Under the Clean Air Act, the EPA is required to set pollution standards using the "best system of emission reduction" with technology that has been "adequately demonstrated." Relying upon this standard, the EPA issued a series of new rules providing separate standards for the construction of gas and coal fired plants. Under the new rule, any new coal plant built in the United States must be able to emit at a rate of no more than 1,100 lbs of carbon dioxide per megawatt hour; far below an estimated 1,700 to 1,900 lbs/MWh for the most efficient plants currently in operation anywhere. This would require the use of carbon capture and storage (CCS) devices. A new plant that uses CCS would capture carbon from the smoke stack, inject it underground and either store it or use it in an oil recovery process.

But, this same “adequately demonstrated” standard has presented opponents with a new tactic for challenging the regulations: attacking the idea that CCS, a decades-old, but commercially tenuous, technology, is a viable solution to curbing greenhouse gases. Indeed, the “adequately demonstrated” language is likely to form the foundation of any number of lawsuits to be filed by these industries to challenge the new regulations.

Supporters of the new EPA regulations think that the government has confidence in the nascent CCS technology.
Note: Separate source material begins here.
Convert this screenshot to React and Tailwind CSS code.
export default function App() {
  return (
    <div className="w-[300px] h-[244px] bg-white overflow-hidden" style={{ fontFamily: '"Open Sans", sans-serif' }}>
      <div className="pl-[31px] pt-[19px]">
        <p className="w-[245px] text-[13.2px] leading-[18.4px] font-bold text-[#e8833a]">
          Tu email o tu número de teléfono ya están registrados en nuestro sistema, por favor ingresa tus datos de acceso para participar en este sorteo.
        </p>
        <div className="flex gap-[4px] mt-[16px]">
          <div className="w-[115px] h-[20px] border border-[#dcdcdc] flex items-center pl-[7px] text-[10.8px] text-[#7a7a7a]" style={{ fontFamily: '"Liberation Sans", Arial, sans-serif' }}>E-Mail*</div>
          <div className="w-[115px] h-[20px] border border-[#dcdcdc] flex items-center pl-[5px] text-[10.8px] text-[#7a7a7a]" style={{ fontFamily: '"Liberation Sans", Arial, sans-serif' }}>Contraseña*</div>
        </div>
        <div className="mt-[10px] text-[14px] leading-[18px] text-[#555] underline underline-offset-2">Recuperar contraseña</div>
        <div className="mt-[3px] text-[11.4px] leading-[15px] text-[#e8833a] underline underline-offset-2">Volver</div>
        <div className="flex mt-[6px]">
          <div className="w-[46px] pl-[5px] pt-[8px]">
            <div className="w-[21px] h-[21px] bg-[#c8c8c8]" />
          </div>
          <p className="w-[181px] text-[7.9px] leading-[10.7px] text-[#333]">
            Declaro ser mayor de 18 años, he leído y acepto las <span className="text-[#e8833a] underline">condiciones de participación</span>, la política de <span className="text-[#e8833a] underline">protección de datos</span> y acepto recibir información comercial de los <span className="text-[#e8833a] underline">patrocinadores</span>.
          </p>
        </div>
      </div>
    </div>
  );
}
The fact that the EPA changed its original emissions proposal to give plants seven years, rather than the 30 years proposed last year, to reach the new emissions targets suggests EPA has full confidence in CCS.

Some argue that the coal industry is at fault for the failure to develop CCS technology after having lobbied to prevent legislation that would have raised up to $60 billion to support the deployment of the technology by 2035. The Waxman-Markey bill, which would have created an economy-wide carbon cap-and-trade system, would have set aside a certain portion of emission permits to fund CCS development. Although the bill passed the House of Representatives, it died in the Senate, largely due to the coal industry's lobbying efforts.

Environmentalist argue that it is unfair and unreasonable for the coal industry to lobby against a bill that would fund technological development of CCS then complain that the technology is still in its infancy a few years later when forced to rely upon it to meet new government standards.